*This article is adapted from one of the units of Advanced Algorithmic Trading. If you like what you see, check out the entire curriculum here. Find out what Robot Wealth is all about here.*

If you’re interested in using **artificial neural networks** (ANNs) for algorithmic trading, but don’t know where to start, then this article is for you. Normally if you want to learn about neural networks, you need to be reasonably well versed in matrix and vector operations – the world of linear algebra. **This article is different.** I’ve attempted to provide a starting point that doesn’t involve any linear algebra and have deliberately left out all references to vectors and matrices. **If you’re not strong on linear algebra, but are curious about neural networks, then I think you’ll enjoy this introduction.** In addition, if you decide to take your study of neural networks further, when you do inevitably start using linear algebra, it will probably make a lot more sense as you’ll have something of head start.

The best place to start learning about neural networks is the **perceptron**. The perceptron is the simplest possible artificial neural network, consisting of just a single neuron and capable of learning a certain class of binary classification problems.1 Perceptrons are the perfect introduction to ANNs and if you can understand how they work, the leap to more complex networks and their attendant issues will not be nearly as far.
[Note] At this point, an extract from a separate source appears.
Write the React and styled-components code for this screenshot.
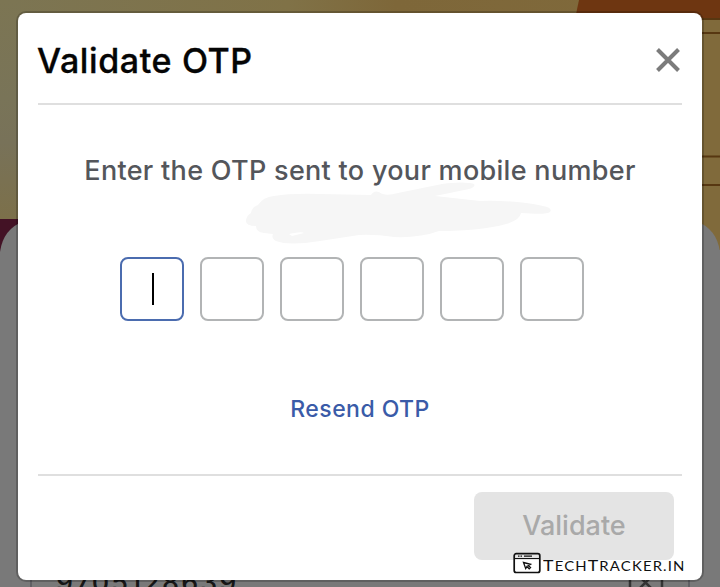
import React from "react";
import styled, { createGlobalStyle } from "styled-components";

const GlobalStyle = createGlobalStyle`
  *, *::before, *::after { box-sizing: border-box; }
  body { margin: 0; font-family: Inter, "Liberation Sans", sans-serif; }
  button { font: inherit; border: 0; padding: 0; background: none; }
`;

const Page = styled.main`
  position: relative;
  width: 720px;
  height: 587px;
  overflow: hidden;
  padding: 13px 18px 0;
  background: #797979;
`;

const Backdrop = styled.svg`
  position: absolute;
  inset: 0;
  width: 720px;
  height: 587px;
`;

const PhoneNumber = styled.span`
  position: absolute;
  left: 56px;
  top: 566px;
  font-size: 27px;
  line-height: 33px;
  font-weight: 500;
  letter-spacing: 2.1px;
  color: #161616;
`;

const Dialog = styled.section`
  position: relative;
  display: flex;
  flex-direction: column;
  height: 567px;
  padding: 0 20px;
  border-radius: 8px;
  background: #fff;
  box-shadow: 0 0 0 2px rgba(0, 0, 0, 0.2);
`;

const Header = styled.header`
  display: flex;
  align-items: center;
  justify-content: space-between;
  height: 92px;
  border-bottom: 2px solid #dfdfdf;
`;

const Title = styled.h1`
  margin: 6px 0 0 -1px;
  font-size: 34px;
  line-height: 42px;
  font-weight: 540;
  letter-spacing: 0.62px;
  -webkit-text-stroke: 0.35px #050505;
  white-space: nowrap;
  color: #050505;
`;

const CloseButton = styled.button`
  width: 28px;
  height: 28px;
  margin-top: 3px;
  svg { display: block; }
`;

const Body = styled.div`
  display: flex;
  flex-direction: column;
  align-items: center;
  height: 369px;
  padding-top: 49px;
`;

const Message = styled.p`
  margin: 0;
  font-size: 27px;
  line-height: 34px;
  font-weight: 500;
  letter-spacing: 0.3px;
  white-space: nowrap;
  color: #54565b;
`;

const Redaction = styled.svg`
  position: absolute;
  left: 226px;
  top: 167px;
  width: 310px;
  height: 66px;
`;

const CodeRow = styled.div`
  display: flex;
  gap: 16px;
  margin: 69px 16px 0 0;
`;

const CodeBox = styled.div`
  display: grid;
  place-items: center;
  width: 64px;
  height: 64px;
  border: 2px solid ${(p) => (p.$active ? "#4b6caf" : "#b2b4b5")};
  border-radius: 8px;
`;

const Caret = styled.span`
  width: 2px;
  height: 32px;
  margin-left: 2px;
  background: #000;
`;

const ResendLink = styled.button`
  margin-top: 73px;
  && {
    font-size: 23px;
    line-height: 30px;
    font-weight: 550;
  }
  letter-spacing: 0.45px;
  white-space: nowrap;
  color: #3a5ba8;
`;

const Footer = styled.footer`
  display: flex;
  justify-content: flex-end;
  padding: 16px 8px 0 0;
  border-top: 2px solid #dfdfdf;
`;

const SubmitButton = styled.button`
  width: 200px;
  height: 68px;
  padding-bottom: 2px;
  border-radius: 8px;
  background: #e4e4e4;
  && {
    font-size: 27px;
    font-weight: 500;
  }
  color: #a9a9a9;
`;

const Watermark = styled.div`
  position: absolute;
  left: 513px;
  top: 552px;
  display: flex;
  align-items: flex-start;
  gap: 2px;
  color: #101010;
  svg { flex: none; }
`;

const WatermarkText = styled.span`
  display: flex;
  align-items: baseline;
  margin-top: 3px;
  font-family: Lato, sans-serif;
  font-size: 13px;
  line-height: 20px;
  letter-spacing: 1px;
  text-transform: uppercase;
  white-space: nowrap;
  transform: scaleX(1.145);
  transform-origin: left;
`;

const Initial = styled.span`
  font-size: 15.500px;
`;

function Scenery() {
  return (
    <Backdrop viewBox="0 0 720 587" aria-hidden="true">
      <defs>
        <linearGradient id="wallTop" x1="0" x2="1">
          <stop offset="0" stopColor="#7c7553" />
          <stop offset="0.4" stopColor="#807247" />
          <stop offset="0.55" stopColor="#7e6739" />
          <stop offset="1" stopColor="#806a3c" />
        </linearGradient>
        <linearGradient id="wallLeft" x1="0" x2="0" y1="0" y2="1">
          <stop offset="0" stopColor="#7c7553" />
          <stop offset="0.45" stopColor="#797458" />
          <stop offset="0.65" stopColor="#787259" />
          <stop offset="1" stopColor="#7c704a" />
        </linearGradient>
      </defs>
      <path d="M0 0h720v250H0z" fill="url(#wallTop)" />
      <path d="M0 0h20v219H0z" fill="url(#wallLeft)" />
      <path d="M579 0h141v19H575z" fill="#6e3611" />
      <path d="M700 19h20v231h-20z" fill="#806a3b" />
      <path d="M700 19h20M700 33h20M700 156.500h20M700 185h20" stroke="#573711" strokeWidth="2" />
      <path d="M0 219h20v45H0z" fill="#431225" />
      <path d="M0 587V252Q3 229 24 221H696Q717 229 720 252V587z" fill="#797979" />
      <path d="M31 578v9M689 578v9" stroke="#606064" strokeWidth="2" />
      <path d="M630 576v11M662 576v11M640 577l11 11M651 577l-11 11" fill="none" stroke="#343434" strokeWidth="2.500" />
    </Backdrop>
  );
}

const codeSlots = [0, 1, 2, 3, 4, 5];

export default function App() {
  return (
    <>
      <GlobalStyle />
      <Page>
        <Scenery />
        <PhoneNumber>9705128639</PhoneNumber>
        <Dialog role="dialog" aria-label="Validate OTP">
          <Header>
            <Title>Validate OTP</Title>
            <CloseButton aria-label="Close">
              <svg width="28" height="28" viewBox="0 0 28 28" stroke="#7b7b7b" strokeWidth="4">
                <path d="M3.500 3.500l21 21M24.500 3.500l-21 21" />
              </svg>
            </CloseButton>
          </Header>
          <Body>
            <Message>Enter the OTP sent to your mobile number</Message>
            <CodeRow>
              {codeSlots.map((i) => (
                <CodeBox key={i} $active={i === 0}>
                  {i === 0 && <Caret />}
                </CodeBox>
              ))}
            </CodeRow>
            <ResendLink>Resend OTP</ResendLink>
          </Body>
          <Footer>
            <SubmitButton disabled>Validate</SubmitButton>
          </Footer>
          <Redaction viewBox="244 180 310 66" aria-hidden="true">
            <path
              fill="#f6f6f6"
              fillRule="evenodd"
              d="M246 220Q247 215 251 213Q252 207 258 205Q263 197 274 196Q292 193 320 194L371 195Q374 190 379 192Q385 197 398 193L442 184Q464 181 474 184Q476 187 469 189L435 196L480 201Q516 200 543 206Q553 208 550 212Q547 215 521 213Q520 220 506 224Q481 231 439 231Q420 238 394 237Q373 234 359 235L320 241Q289 246 276 241Q271 238 273 234L264 233Q256 232 256 226Q245 226 246 220ZM289 234L292 236L304 233Q302 231 289 234Z"
            />
          </Redaction>
        </Dialog>
        <Watermark>
          <svg width="28" height="22" viewBox="0 0 28 22" fill="none" stroke="#101010" strokeWidth="1.700">
            <rect x="1.200" y="1.700" width="25.600" height="18.800" rx="2" />
            <path d="M1.500 6.500h25M5 4.100h1.500M7.500 4.100h1.500M11 4.100h8" strokeWidth="1.200" />
            <path d="M10.500 10.500l7 1.800-2.300 1.300 2.300 2-1.300 1.200-2.300-2.200-1.200 1.900z" strokeWidth="1.300" />
          </svg>
          <WatermarkText>
            <Initial>T</Initial>ech<Initial>T</Initial>racker.in
          </WatermarkText>
        </Watermark>
      </Page>
    </>
  );
}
So we will explore their history, what they do, how they learn, where they fail. We’ll build our own perceptron from scratch and train it to perform different classification tasks which will provide insight into where they can perform well, and where they are hopelessly outgunned. Lastly, we’ll explore one way we might apply a perceptron in a trading system.2

# A Brief History of the Perceptron

The perceptron has a long history, dating back to at least the mid 1950s. Following its discovery, the New York Times ran an article that claimed that the perceptron was the basis of an artificial intelligence (AI) that would be able to walk, talk, see and even demonstrate consciousness. Soon after, this was proven to be hyperbole on a staggering scale, when the perceptron was shown to be wholly incapable of classifying certain types of problems. The disillusionment that followed essentially led to the first AI winter, and since then we have seen a repeating pattern of hyperbole followed by disappointment in relation to artificial intelligence.3

Still, the perceptron remains a useful tool for some classification problems and is the perfect place to start if you’re interested in learning more about neural networks. Before we demonstrate it in a trading application, let’s find out a little more about it.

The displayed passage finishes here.